What your child learns in school this year could be different as the Houston Independent School District settles on reading and math programs.
The Houston Teachers Association, an educators’ advocacy group, said teachers didn’t get a say in their teaching material.
It’s a change compared to years past.
Michelle Williams, an HISD teacher and member of the Houston Teacher Association, said back then, teachers had more of a say in curriculum selection.
“It was a really democratic process. Everyone had a voice in it,” Williams said.
Williams added teachers would vote on the curriculum they liked, the school would then send their preferred curriculum to the district, and the district would make the final decision. This year is different, as HISD leaders selected curriculums from the state’s approved list.
“One side of the district is different than the other, and trying to have the same curriculum for all of them is difficult,” Williams said.
She feels that when teachers were involved in the selection process, it brought more targeted learning materials for each school.
With such a wide range of students across HISD, she feels they were better suited to know what curriculum would work best with their students.

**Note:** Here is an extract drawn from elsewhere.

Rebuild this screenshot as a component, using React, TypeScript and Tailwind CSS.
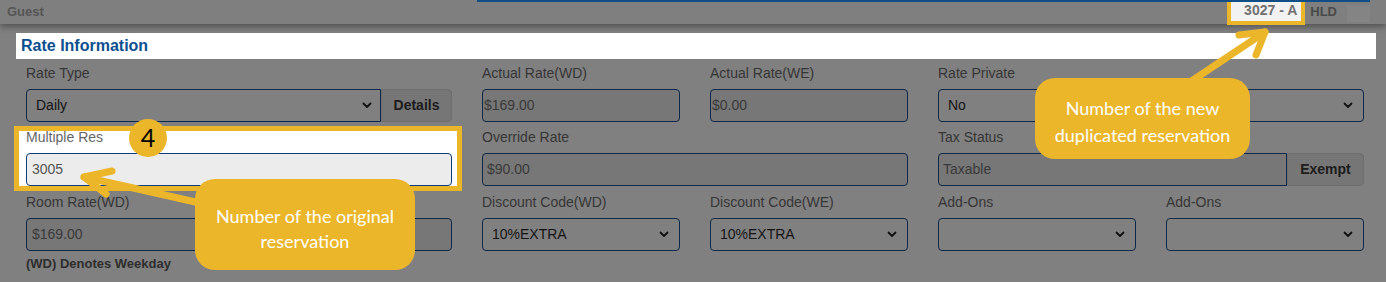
import React from 'react';

const Chevron = () => (
  <svg width="10" height="7" viewBox="0 0 10 7" className="shrink-0">
    <path d="M1.5 1.5 L5 5 L8.5 1.5" fill="none" stroke="#111" strokeWidth="1.8" strokeLinecap="round" strokeLinejoin="round" />
  </svg>
);

function Label({ children }: { children: React.ReactNode }) {
  return <div className="text-[14px] leading-[16px] mb-[8px] text-[#363636]">{children}</div>;
}

function Select({ value }: { value?: string }) {
  return (
    <div className="h-[33px] flex items-center justify-between pl-[9px] pr-[10px] border border-[#0c2747] rounded-[4px] bg-[#808080] text-[14px] text-[#141414]">
      <span>{value}</span>
      <Chevron />
    </div>
  );
}

function ReadOnly({ value, className = '' }: { value: string; className?: string }) {
  return (
    <div className={`h-[33px] flex items-center border border-[#0c2747] bg-[#777777] text-[14px] text-[#3a3a3a] ${className}`}>
      {value}
    </div>
  );
}

export default function App() {
  return (
    <div className="relative w-[1386px] h-[282px] overflow-hidden bg-[#808080]" style={{ fontFamily: '"Liberation Sans", Arial, sans-serif' }}>
      {/* Header */}
      <div className="relative h-[24px] bg-[#7f7f7f] shadow-[0_3px_6px_rgba(0,0,0,0.35)] flex items-start justify-between pl-[7px] pr-[16px]">
        <div className="absolute top-0 left-[477px] w-[893px] h-[2px] bg-[#0f4f86]" />
        <span className="mt-[2px] text-[13px] font-bold text-[#555]">Guest</span>
        <div className="flex items-start h-full">
          <div className="h-[25px] border-[4px] border-t-0 border-[#ebb62a] bg-[#f2f2f2] flex items-center justify-end pr-[4px] w-[78px] text-[14px] font-bold text-[#707070]">
            3027 - A
          </div>
          <span className="mt-[2px] ml-[5px] text-[13px] font-bold text-[#4a4a4a]">HLD</span>
          <div className="mt-[5px] ml-[10px] w-[23px] h-[17px] bg-[#848484]" />
        </div>
      </div>

      {/* Section title */}
      <div className="mt-[9px] ml-[16px] mr-[10px] h-[26px] bg-white flex items-center pl-[5px]">
        <span className="text-[16px] font-bold text-[#0b4f8f]">Rate Information</span>
      </div>

      {/* Form */}
      <div className="pl-[26px] pt-[6px] grid grid-cols-[repeat(6,198px)] gap-x-[30px] gap-y-[7px]">
        <div className="col-span-2">
          <Label>Rate Type</Label>
          <div className="flex">
            <div className="flex-1 h-[33px] flex items-center justify-between pl-[9px] pr-[8px] border border-[#0c2747] rounded-l-[4px] bg-[#808080] text-[14px] text-[#141414]">
              <span>Daily</span>
              <Chevron />
            </div>
            <div className="w-[71px] h-[33px] flex items-center justify-center bg-[#767676] border border-[#6e6e6e] rounded-r-[4px] text-[14px] font-bold text-[#1c1c1c]">
              Details
            </div>
          </div>
        </div>
        <div>
          <Label>Actual Rate(WD)</Label>
          <ReadOnly value="$169.00" className="rounded-[4px] pl-[1px]" />
        </div>
        <div>
          <Label>Actual Rate(WE)</Label>
          <ReadOnly value="$0.00" className="rounded-[4px] pl-[1px]" />
        </div>
        <div className="col-span-2">
          <Label>Rate Private</Label>
          <Select value="No" />
        </div>

        {/* Multiple Res — highlighted */}
        <div className="col-span-2 relative">
          <div className="absolute -left-[12px] -right-[10px] -top-[3px] -bottom-[5px] bg-white border-[5px] border-[#ebb62a]" />
          <div className="relative">
            <div className="text-[14px] leading-[16px] mb-[8px] text-[#666]">Multiple Res</div>
            <div className="h-[33px] flex items-center pl-[5px] border border-[#0a3d7a] rounded-[4px] bg-[#ececec] text-[14px] text-[#555]">3005</div>
          </div>
        </div>
        <div className="col-span-2">
          <Label>Override Rate</Label>
          <ReadOnly value="$90.00" className="rounded-[4px] pl-[4px]" />
        </div>
        <div className="col-span-2">
          <Label>Tax Status</Label>
          <div className="flex">
            <ReadOnly value="Taxable" className="flex-1 rounded-l-[4px] pl-[4px]" />
            <div className="w-[77px] h-[33px] flex items-center justify-center bg-[#767676] border border-[#6e6e6e] rounded-r-[4px] text-[14px] font-bold text-[#1c1c1c]">
              Exempt
            </div>
          </div>
        </div>

        <div className="col-span-2 pt-[1px]">
          <Label>Room Rate(WD)</Label>
          <ReadOnly value="$169.00" className="rounded-[4px] pl-[5px]" />
          <div className="mt-[3px] text-[13px] font-bold text-[#2e2e2e]">(WD) Denotes Weekday</div>
        </div>
        <div className="pt-[1px]">
          <Label>Discount Code(WD)</Label>
          <Select value="10%EXTRA" />
        </div>
        <div className="pt-[1px]">
          <Label>Discount Code(WE)</Label>
          <Select value="10%EXTRA" />
        </div>
        <div className="pt-[1px]">
          <Label>Add-Ons</Label>
          <Select />
        </div>
        <div className="pt-[1px]">
          <Label>Add-Ons</Label>
          <Select />
        </div>
      </div>

      {/* Annotations */}
      <svg className="absolute inset-0 pointer-events-none" width="1386" height="282">
        <g stroke="#ebb62a" strokeWidth="7" strokeLinecap="round" strokeLinejoin="round" fill="none">
          <path d="M200 203 L84 177" />
          <path d="M112 171 L84 177 L106 194" />
          <path d="M1193 80 L1265 32" />
          <path d="M1239 35 L1265 32 L1256 55" />
        </g>
      </svg>

      <div className="absolute left-[129px] top-[119px] w-[38px] h-[38px] rounded-full bg-[#ebb62a] flex items-center justify-center text-[25px] text-black" style={{ fontFamily: 'Lato, "Liberation Sans", sans-serif' }}>
        4
      </div>

      <div className="absolute left-[195px] top-[179px] w-[220px] h-[91px] pt-[8px] rounded-[20px] bg-[#ebb62a] flex items-center justify-center text-center text-white text-[18px] leading-[25px]" style={{ fontFamily: 'Lato, "Liberation Sans", sans-serif' }}>
        Number of the original
        <br />
        reservation
      </div>

      <div className="absolute left-[1035px] top-[78px] w-[215px] h-[81px] pt-[6px] rounded-[20px] bg-[#ebb62a] flex items-center justify-center text-center text-white text-[18px] leading-[27px]" style={{ fontFamily: 'Lato, "Liberation Sans", sans-serif' }}>
        Number of the new
        <br />
        duplicated reservation
      </div>
    </div>
  );
}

She feels the curriculums selected for the upcoming school year won’t serve students in the best way.
“One math for elementary, one math that’s Carnegie for secondary math, and reading for all reading grade levels,” Williams said.
For the 2023-2024 school year, all HISD elementary schools will use Eureka math, all high schools will use Carnegie math, and all schools will use Amplify for reading.
Some teachers in classes, like electives, can choose curriculums from one of the five state-approved curriculum vendors, giving them a wider choice.
Williams said teachers not given a choice have voiced concerns that the books that will be read by the students in the reading curriculum aren’t diverse enough.
“They don’t like the genre of texts because it’s not culturally responsive to the needs and does not engage our diverse population,” Williams said.
There were no major gripes about elementary math from the association. Still, some worry that high school math won’t improve student outcomes, which is a significant reason for the TEA takeover.
Williams told reporters that teachers had voiced concerns to the previous administration about their dislike for the teaching method in the Carnegie curriculum.
“They said it was over the children’s heads. We know our students at HISD are not on grade level, and there seems to be this push for tier-one material, which means it’s on grade level. But if a student is not on grade level, how do you teach something that is up here to kids that are down here?” Williams said.
Williams encourages parents if they know their child struggles with a subject, to contact the teacher to ensure they get the support and aid they need.
HISD has yet to make itself available to talk to reporters about the beginning of the school year.